Veinticuatro horas después, alguien me arrojó dentro de un vuelo a Huehuetenango con escala en Santa Cruz del Quiché. El piloto era un tipo grande como un oso, pegado a su botella de vodka, con el cual no había que meterse mucho. «F***ing base uniform», anunció por el intercomunicador con una voz rasposa. Había otro carrito blanco al final de una pista polvorosa de la cual habían sacado a la vacas para que el avión aterrizara.
Seis meses después, un helicóptero, también blanco, me haría emerger de las profundidades de la región huista con destino a la ciudad. Algún taller estaba en la agenda y aprovecharía el fin de semana para asistir a una fiesta del contingente de guardias civiles. Otra historia para contar en otra maquila al ritmo de No Fun, de los Stooges, en una casa con vista a uno de los barrancos de El Zapote, zona 2.
Y ayer el tipo malhumorado estaba de aniversario. Diecisiete años después sigue aquí, y ahora con peor humor, escuchando Grown So Angry, de los Henry’s Funeral Shoe, solo para ser consecuente.

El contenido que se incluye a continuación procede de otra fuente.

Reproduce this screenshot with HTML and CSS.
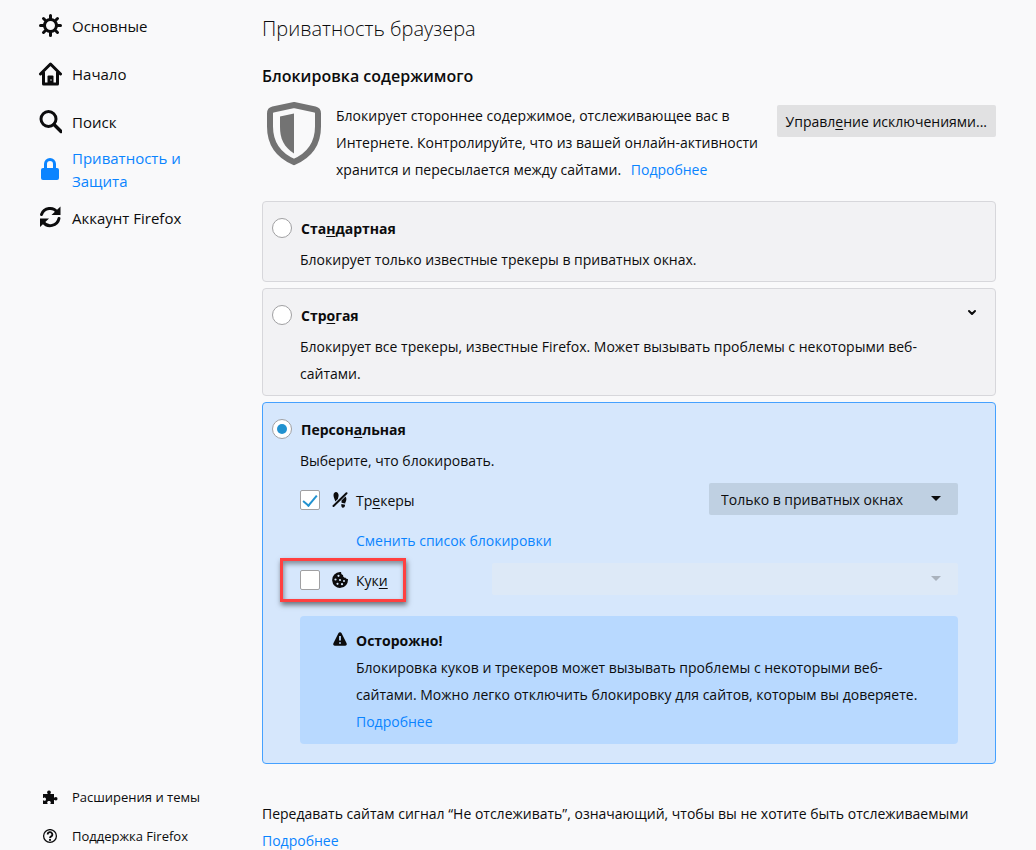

Algunas cosas han cambiado pese a que los agentes de la PNC siguen preguntándome lo mismo cada vez que llego a La Aurora y pese a que el cuento del curso en Miami con gastos pagados le funcionó a la DEA en al menos otra ocasión para llevarse y arrestar al menos a otra comandancia completa del servicio antidrogas.
Digamos que en el recuento de lo sucedido destaca que los Rolling Stones le dedicaron un disco al blues, que gracias al socialismo del siglo XXI la izquierda me parece una mentira aberrante que solo encubre maneras dictatoriales y prácticas de corrupción (apunte para navegantes que adoran las etiquetas: se puede escribir en este medio y no tener ni un ápice de simpatía por la izquierda y sus fieles) y yo escribo esta columna, que migró desde el derecho laboral hasta las profundidades del blues rock y en la cual evito hablar de política.
Y mientras acabo estas líneas mi esposa me recuerda que no todo el tiempo estoy de mal humor, que todo es parte de un show. Y yo le sugiero que los Pink Floyd dijeron fuerte y claro aquello de The Show Must Go On. Ella replica, sugiriendo, solo para disgustarme, que eso califica de soft rock.
Y lo consigue. Estoy de mal humor y ella no puede dejar de reír.
Pero al menos intento una cura con I Am a Revenant, de los Distillers.